Imiter, pour un architecte formé dans un esprit moderniste (comme je l'ai été), c’était l’opposé de la création authentique : se contenter de la reproduction superficielle de formes, souvent assimilées sous l’espèce des photos de magazines, alors que le vrai travail de conception, c’était la création de formes fondée sur la conceptualisation sans a priori d’un réel fondamentalement étranger à la forme (ce qu’on appelle la fonction).

Aujourd'hui, culturellement, toutes les notions ont été subverties, transformées en leurs opposées. Au milieu de ce relativisme, une éthique artistique me semble toujours possible et indispensable. J'assume la notion péjorative de l'imitation opposée à celle de la production originale. Mais l'imitation n'occupe plus chez moi une place centrale au fond des cercles de l'enfer des idéologies.

Le plus urgent, est d'échapper à la confusion générale. Je ne pense pas que le concept d'imitation, si c'est pour le reprendre des anciens comme argent comptant, soit efficace dans une pensée de ce qui peut se faire aujourd'hui. Une clarification s'impose.

IMAGE ET CONCEPT

Là où se joue une partie plus serrée, où on peut espérer dissiper la confusion, c'est en prenant en compte également la dichotomie image/concept. Les deux étant des aspects fondamentaux des phénomènes mentaux, et non des choses en soi. Les deux notions ne se distinguent en rien par leur extension; elles s'attachent aux mêmes objets, qui peuvent être vu comme images, ou compris comme concepts. Depuis toujours l'image est cette réalité extérieure que fabriquent les artistes : dessins, tableau, photos, etc. On a fait (Platon et Aristote, pour commencer, qui faisaient en plus l'équation image=idée) une assimilation entre l'image mentale et le dessin, en commençant par faire de l'image mentale une sorte d'impression sur une matrice corporelle (Aristote), ou généralement en disant de l'image mentale ce qui peut se dire des images concrètes (Sartre par exemple).
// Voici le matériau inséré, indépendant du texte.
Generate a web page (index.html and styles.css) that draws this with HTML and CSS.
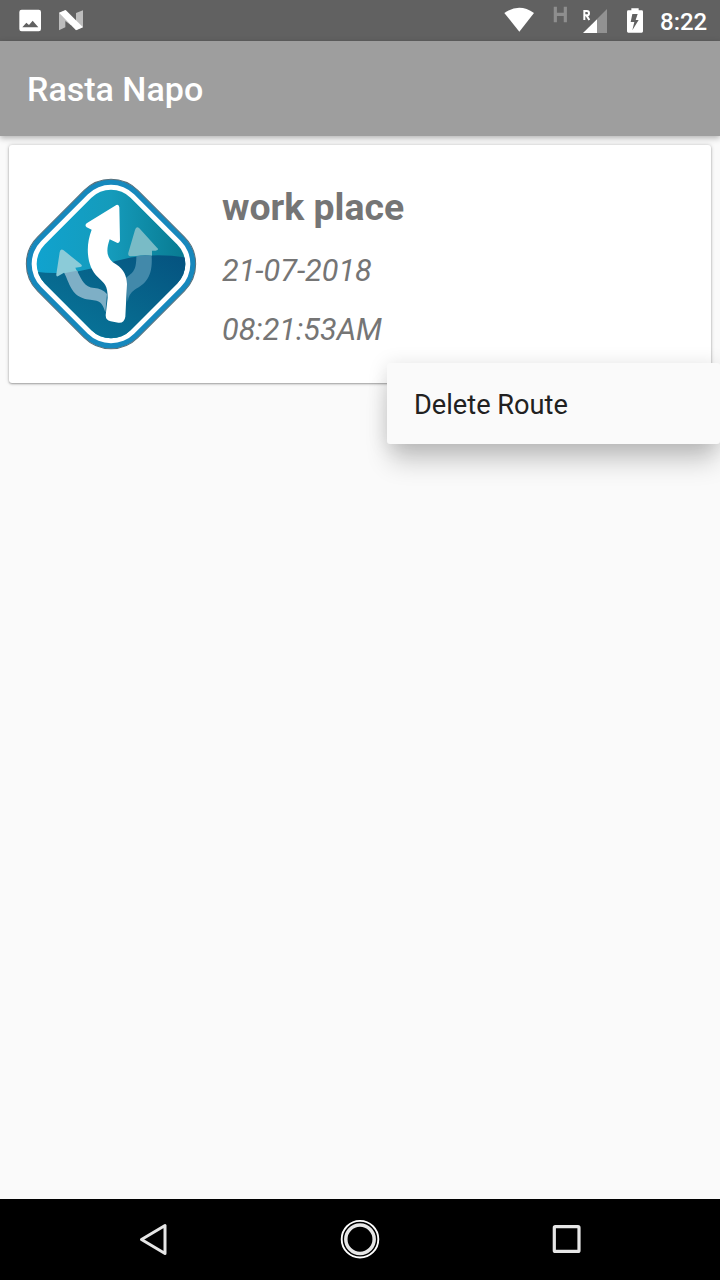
FILE: index.html
```html
<!DOCTYPE html>
<html lang="en">
<head>
<meta charset="utf-8">
<title>Rasta Napo</title>
<link rel="stylesheet" href="styles.css">
</head>
<body>
<div class="screen">
  <header class="status-bar">
    <svg class="status-icons" width="120" height="41" viewBox="0 0 360 123">
      <path fill="#fff" fill-rule="evenodd" d="M65 29h51q7 0 7 7v51q0 7-7 7H65q-7 0-7-7V36q0-7 7-7zM67 82h48L98 62 87 75 79 68z"/>
      <path fill="#bdbdbd" d="M177 39l18-8 18 28v17l-17-13v19l-19 9zM249 31v50l-19 9-19-27 17 10V39z"/>
      <path fill="#fff" d="M177 38l20-8 52 52-21 9z"/>
    </svg>
    <div class="status-right">
      <svg width="160" height="41" viewBox="0 0 480 123">
        <path fill="#fff" d="M43 39Q88 8 132 39L88 95z"/>
        <path fill="none" stroke="#8e8e8e" stroke-width="9.500" d="M196 20v47M226 20v47M196 43h30"/>
        <path fill="none" stroke="#fff" stroke-width="6" d="M283 60V33h7q7 0 7 6.500t-7 6.500h-7M290 47l8 13"/>
        <path fill="#929292" d="M351 27v72h-30V57z"/>
        <path fill="#fff" d="M321 58v41h-42z"/>
        <path fill="#fff" fill-rule="evenodd" d="M424 25h22v6h9q4 0 4 4v59q0 4-4 4h-40q-4 0-4-4V35q0-4 4-4h9zM427 42L422 66H433L427 91L446 60H437L443 42z"/>
      </svg>
      <span class="clock">8:22</span>
    </div>
  </header>

  <div class="app-bar"><h1 class="app-title">Rasta Napo</h1></div>

  <main class="content">
    <article class="route-card">
      <svg class="route-logo" width="190" height="190" viewBox="0 0 570 570">
        <defs>
          <linearGradient id="sky" x1="0" y1="0" x2="1" y2="0">
            <stop offset="0" stop-color="#10a3cf"/><stop offset=".5" stop-color="#159bbb"/><stop offset="1" stop-color="#08798f"/>
          </linearGradient>
          <linearGradient id="ground" x1="0" y1="1" x2="1" y2="0">
            <stop offset="0" stop-color="#087ba0"/><stop offset=".5" stop-color="#07678d"/><stop offset="1" stop-color="#05527f"/>
          </linearGradient>
          <clipPath id="face"><rect x="103" y="100" width="364" height="364" rx="83" transform="rotate(45 285 282)"/></clipPath>
        </defs>
        <rect x="72" y="69" width="426" height="426" rx="114" transform="rotate(45 285 282)" fill="#1688bd" stroke="#56707c" stroke-width="3"/>
        <rect x="88" y="85" width="394" height="394" rx="98" transform="rotate(45 285 282)" fill="#fff"/>
        <g clip-path="url(#face)">
          <rect x="55" y="50" width="460" height="460" fill="url(#sky)"/>
          <path fill="url(#ground)" d="M50 304Q160 320 265 284Q385 240 520 264V520H50z"/>
        </g>
        <path fill="#8bcbd8" d="M143 241L194 282Q202 288 193 291L178 293Q181 301 186 307L150 314Q147 309 144 308L127 318Q120 322 121 312L131 247Q133 234 143 241z"/>
        <path fill="#7eafc6" d="M145 310Q162 305 183 302C200 333 204 350 235 354Q258 355 273 372L268 427C257 385 240 393 205 386C165 375 160 338 145 310z"/>
        <path fill="#79bbc6" d="M370 175L423 233Q431 240 419 242H408V257Q385 254 360 258L343 259Q335 259 337 248L357 180Q361 166 370 175z"/>
        <path fill="#4289aa" d="M361 259Q385 254 407 257C411 323 387 341 356 359Q338 371 335 395L329 324C353 307 361 300 361 259z"/>
        <path fill="#fff" d="M301 105Q309 102 310 112L312 211Q310 222 303 218L281 208C268 246 273 267 300 283C325 300 331 316 333 342L328 440Q325 460 307 458L284 454Q269 451 269 436L275 383C275 347 266 341 246 322C211 289 208 227 227 179L212 172Q205 166 212 160z"/>
      </svg>
      <div class="route-details">
        <h2 class="route-name">work place</h2>
        <p class="route-stamp">21-07-2018</p>
        <p class="route-stamp">08:21:53AM</p>
      </div>
    </article>
    <div class="popup-menu"><span class="menu-item">Delete Route</span></div>
  </main>

  <nav class="nav-bar">
    <svg width="40" height="40" viewBox="0 0 40 40"><path d="M8.500 20.500L32 6.500v28z" fill="none" stroke="#e6e6e6" stroke-width="3" stroke-linejoin="round"/></svg>
    <svg width="40" height="40" viewBox="0 0 40 40"><circle cx="20" cy="20.200" r="18.300" fill="none" stroke="#fff" stroke-width="1.900"/><circle cx="20" cy="20.200" r="14.200" fill="none" stroke="#e6e6e6" stroke-width="3.500"/></svg>
    <svg width="40" height="40" viewBox="0 0 40 40"><rect x="7.300" y="7.700" width="24.700" height="24.700" rx="1" fill="none" stroke="#e6e6e6" stroke-width="3.200"/></svg>
  </nav>
</div>
</body>
</html>
```
FILE: styles.css
```css
* { box-sizing: border-box; }
body { margin: 0; font-family: Roboto, "Liberation Sans", sans-serif; }
h1, h2, p { margin: 0; }
svg { display: block; flex: none; }
.screen {
  display: flex;
  flex-direction: column;
  width: 720px;
  height: 1280px;
  overflow: hidden;
  background: #fafafa;
}
.status-bar {
  display: flex;
  flex: none;
  justify-content: space-between;
  height: 41px;
  background: #616161;
}
.status-right { display: flex; width: 230px; }
.clock {
  padding-left: 10px;
  color: #fff;
  font-size: 24px;
  font-weight: 500;
  line-height: 45px;
  white-space: nowrap;
}
.app-bar {
  position: relative;
  display: flex;
  flex: none;
  align-items: center;
  height: 95px;
  padding: 1px 27px 0;
  background: #9e9e9e;
  box-shadow: 0 2px 6px rgba(0, 0, 0, .3);
}
.app-title { color: #fff; font-size: 34px; font-weight: 500; line-height: 40px; }
.content { position: relative; flex: 1; padding: 9px 9px 0; }
.route-card {
  display: flex;
  gap: 16px;
  height: 238px;
  padding: 25px 7px 0;
  background: #fff;
  border-radius: 3px;
  box-shadow: 0 1px 2px rgba(0, 0, 0, .3), 0 0 4px rgba(0, 0, 0, .18);
}
.route-details { padding-top: 14px; color: #757575; }
.route-name { margin-bottom: 21px; font-size: 37.4px; font-weight: 700; line-height: 46px; }
.route-stamp { margin-bottom: 18px; font-size: 30.6px; font-style: italic; line-height: 40.500px; }
.popup-menu {
  position: absolute;
  top: 227px;
  left: 387px;
  display: flex;
  align-items: center;
  width: 333px;
  height: 81px;
  padding: 2px 27px 0;
  background: #fafafa;
  border-radius: 3px;
  box-shadow: 0 21px 26px -4px rgba(0, 0, 0, .2), 0 2px 20px rgba(0, 0, 0, .13);
}
.menu-item { color: #212121; font-size: 27.200px; line-height: 32px; }
.nav-bar {
  display: flex;
  flex: none;
  align-items: center;
  justify-content: center;
  gap: 167px;
  height: 81px;
  padding-bottom: 1px;
  background: #000;
}
```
Je pense préférable d'éviter le terme d'image dans le sens de réalité concrète, pour le réserver au phénomène mental.

Impossible ici de donner un développement solide et convainquant des idées que j'ai fait miennes en la matière, et que je résumerai donc en disant que des deux facettes des phénomènes mentaux, - de tous, y compris des mots et des images -, l'image est ce qui se pense comme globalité et identité à soi-même, et le concept ce qui se pense comme négativité et référence à l'autre.
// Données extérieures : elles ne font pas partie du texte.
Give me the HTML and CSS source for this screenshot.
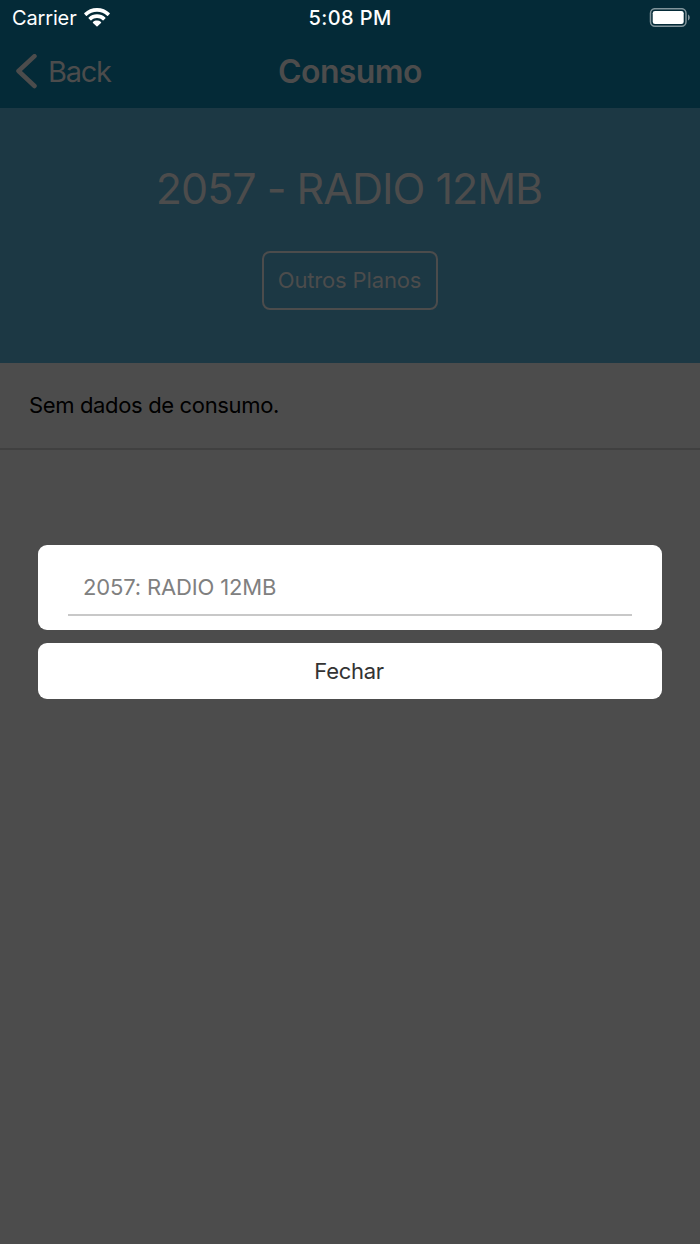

Les termes mimesis et mimétique peuvent désigner plus généralement la reproduction du réel, y compris dans le dépassement de l'apparence.
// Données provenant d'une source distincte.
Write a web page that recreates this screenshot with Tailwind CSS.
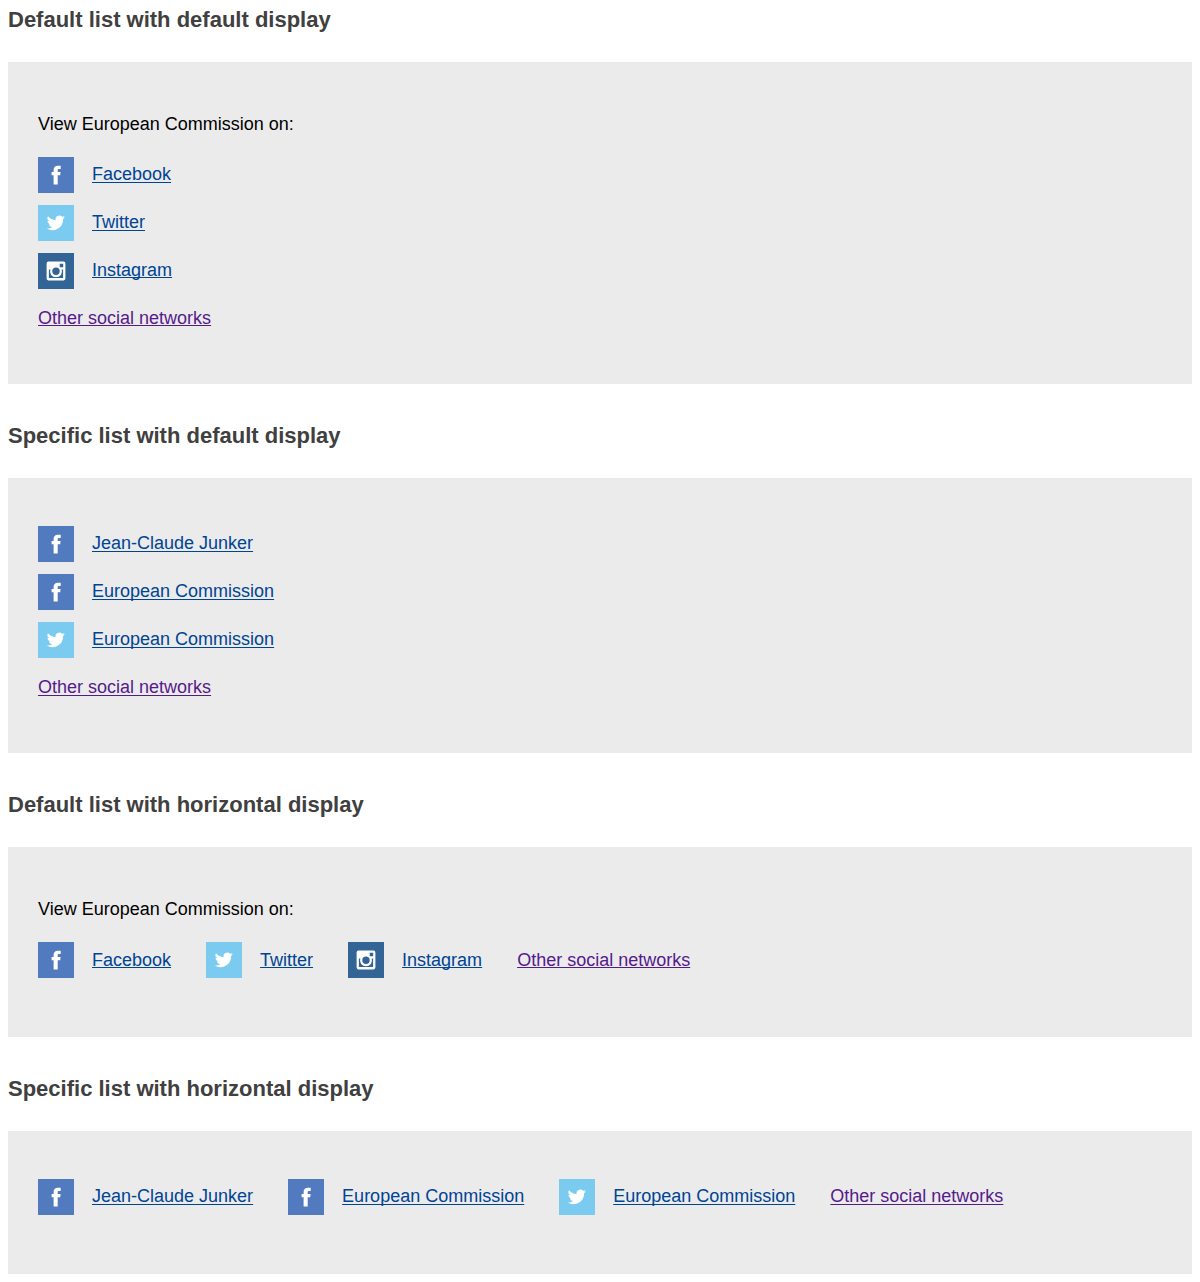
<!DOCTYPE html>
<html lang="en"><head><meta charset="utf-8"><title>Social media links</title>
<script src="https://cdn.jsdelivr.net/npm/@tailwindcss/browser@4"></script></head>
<body class="bg-white px-2 font-['Liberation_Sans',Arial,sans-serif] text-lg leading-6 text-black [text-decoration-skip-ink:none]">
<svg class="hidden">
<symbol id="facebook" viewBox="0 0 36 36"><path fill="#fff" d="M15.600 27.500v-9.300h-2v-3.200h2v-1.800c0-3 1.400-4.500 4.200-4.500h2.900v3.300h-1.700c-1 0-1.300.4-1.300 1.300v1.700h2.900l-.4 3.200h-2.500v9.300z"/></symbol>
<symbol id="twitter" viewBox="0 0 36 36"><path fill="#fff" transform="translate(8.700 8.900) scale(.76 .75)" d="M24 4.600a10 10 0 0 1-2.800.8 5 5 0 0 0 2.100-2.700c-1 .5-2 1-3.100 1.200a4.900 4.900 0 0 0-8.400 4.500C7.700 8.200 4.100 6.200 1.700 3.200a4.900 4.900 0 0 0 1.500 6.500 4.900 4.900 0 0 1-2.200-.6c0 2.300 1.600 4.400 3.900 4.900a5 5 0 0 1-2.200.1 4.900 4.900 0 0 0 4.600 3.400A9.900 9.900 0 0 1 0 19.500a14 14 0 0 0 21.500-12.400A10 10 0 0 0 24 4.600z"/></symbol>
<symbol id="instagram" viewBox="0 0 36 36"><path fill="#fff" fill-rule="evenodd" d="M10.400 8.600h15.200a1.800 1.800 0 0 1 1.800 1.800v15.200a1.800 1.800 0 0 1-1.800 1.800H10.400a1.800 1.800 0 0 1-1.800-1.800V10.400a1.800 1.800 0 0 1 1.800-1.800zM21.700 10.800v3.500h3.500v-3.500zM10.900 16.500v8.600h14.200v-8.600h-1.400a6 6 0 1 1-11.400 0zM18 14.500a3.700 3.700 0 1 0 0 7.400 3.700 3.700 0 0 0 0-7.400z"/></symbol>
</svg>
<main>
<h2 class="h-[62px] pt-2 text-[22px] font-bold text-[#404040]">Default list with default display</h2>
<section class="h-[322px] bg-[#ebebeb] px-[30px] pt-[50px]">
<p class="mb-[21px]">View European Commission on:</p>
<ul class="flex flex-col gap-3">
<li class="flex h-9 gap-[18px]"><svg class="size-9 bg-[#527abe]"><use href="#facebook"/></svg><a class="pt-[5px] text-[#004494] underline underline-offset-2" href="#">Facebook</a></li>
<li class="flex h-9 gap-[18px]"><svg class="size-9 bg-[#7acbef]"><use href="#twitter"/></svg><a class="pt-[5px] text-[#004494] underline underline-offset-2" href="#">Twitter</a></li>
<li class="flex h-9 gap-[18px]"><svg class="size-9 bg-[#326596]"><use href="#instagram"/></svg><a class="pt-[5px] text-[#004494] underline underline-offset-1" href="#">Instagram</a></li>
<li class="pt-[5px]"><a class="text-[#551a8b] underline underline-offset-1" href="#">Other social networks</a></li>
</ul></section>
<h2 class="h-[94px] pt-10 text-[22px] font-bold text-[#404040]">Specific list with default display</h2>
<section class="h-[275px] bg-[#ebebeb] px-[30px] pt-12">
<ul class="flex flex-col gap-3">
<li class="flex h-9 gap-[18px]"><svg class="size-9 bg-[#527abe]"><use href="#facebook"/></svg><a class="pt-[5px] text-[#004494] underline underline-offset-2" href="#">Jean-Claude Junker</a></li>
<li class="flex h-9 gap-[18px]"><svg class="size-9 bg-[#527abe]"><use href="#facebook"/></svg><a class="pt-[5px] text-[#004494] underline underline-offset-2" href="#">European Commission</a></li>
<li class="flex h-9 gap-[18px]"><svg class="size-9 bg-[#7acbef]"><use href="#twitter"/></svg><a class="pt-[5px] text-[#004494] underline underline-offset-2" href="#">European Commission</a></li>
<li class="pt-[5px]"><a class="text-[#551a8b] underline underline-offset-2" href="#">Other social networks</a></li>
</ul></section>
<h2 class="h-[94px] pt-10 text-[22px] font-bold text-[#404040]">Default list with horizontal display</h2>
<section class="h-[190px] bg-[#ebebeb] px-[30px] pt-[50px]">
<p class="mb-[21px]">View European Commission on:</p>
<ul class="flex gap-[35px]">
<li class="flex h-9 gap-[18px]"><svg class="size-9 bg-[#527abe]"><use href="#facebook"/></svg><a class="pt-1.5 text-[#004494] underline underline-offset-1" href="#">Facebook</a></li>
<li class="flex h-9 gap-[18px]"><svg class="size-9 bg-[#7acbef]"><use href="#twitter"/></svg><a class="pt-1.5 text-[#004494] underline underline-offset-1" href="#">Twitter</a></li>
<li class="flex h-9 gap-[18px]"><svg class="size-9 bg-[#326596]"><use href="#instagram"/></svg><a class="pt-1.5 text-[#004494] underline underline-offset-1" href="#">Instagram</a></li>
<li class="pt-1.5"><a class="text-[#551a8b] underline underline-offset-1" href="#">Other social networks</a></li>
</ul></section>
<h2 class="h-[94px] pt-10 text-[22px] font-bold text-[#404040]">Specific list with horizontal display</h2>
<section class="h-[143px] bg-[#ebebeb] px-[30px] pt-12">
<ul class="flex gap-[35px]">
<li class="flex h-9 gap-[18px]"><svg class="size-9 bg-[#527abe]"><use href="#facebook"/></svg><a class="pt-[5px] text-[#004494] underline underline-offset-2" href="#">Jean-Claude Junker</a></li>
<li class="flex h-9 gap-[18px]"><svg class="size-9 bg-[#527abe]"><use href="#facebook"/></svg><a class="pt-[5px] text-[#004494] underline underline-offset-2" href="#">European Commission</a></li>
<li class="flex h-9 gap-[18px]"><svg class="size-9 bg-[#7acbef]"><use href="#twitter"/></svg><a class="pt-[5px] text-[#004494] underline underline-offset-2" href="#">European Commission</a></li>
<li class="pt-[5px]"><a class="text-[#551a8b] underline underline-offset-2" href="#">Other social networks</a></li>
</ul></section>
</main></body></html>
L'imitation prend dès lors un sens plus restreint de reproduction imaginaire. La signification est proche de celle de représentation.

La couleur synesthésique n'est pas imitative en tant qu'image : elle n'est pas représentation. Elle est mimétique en tant que concept, mais moins parce qu'elle serait réductible à des mots que parce que les mots seraient les fossiles d'une synesthésie. C'est en se sens qu'elle peut être dite métaphorique.

L'exigence éthique évoquée à propos de l'architecture ne me semble pas déplacée à propos de l’acte pictural. Il ne s’agit évidemment pas de satisfaire à une utilité quelconque. Ce qui est tout à fait pertinent, c’est l’exigence d’un discernement entre l’image avec ses effets de séduction, et le concept, qui invoque ce qui n'est pas image, et seul investi du pouvoir créateur. L'architecte, le peintre et le sculpteur, gèrent les mêmes phénomènes mentaux du travail discordant des tropes, du déplacement et de la condensation, et s'ils préparent bien leur création, verront la surdétermination lui donner vie.

Sans être un iconoclaste, c'est au concept que j'accorde la vertu productive et métaphorique, et à l'image la pesanteur idéologique et métonymique : le choc des mots et le poids des images.

Evidemment, il faut dépasser le simple manichéisme anti-image. D'abord, le plaisir lui, est image. Secundo détruire les images ou s’abstenir d’en produire n’est pas combattre l’illusion. L’image, ce n’est pas seulement la production, bi- ou tri-dimensionnelle des artistes, c’est une facette de l’intégralité du réel. Et il n’y a pas d’autre position proprement humaine que d’assumer l’image, et, en tant qu’artiste, de s’y infiltrer pour en démonter les flux illusoires. Ne fût-ce que pour soi.

La synesthésie est pour moi, ici et maintenant, un moment de réflexion et de mise au point sur la légitimité de l’image et de l’imitation. Prendre conscience des automatismes synesthésique, quitte à s’en distancer plus tard, c’est déceler et qualifier leur nature mimétique.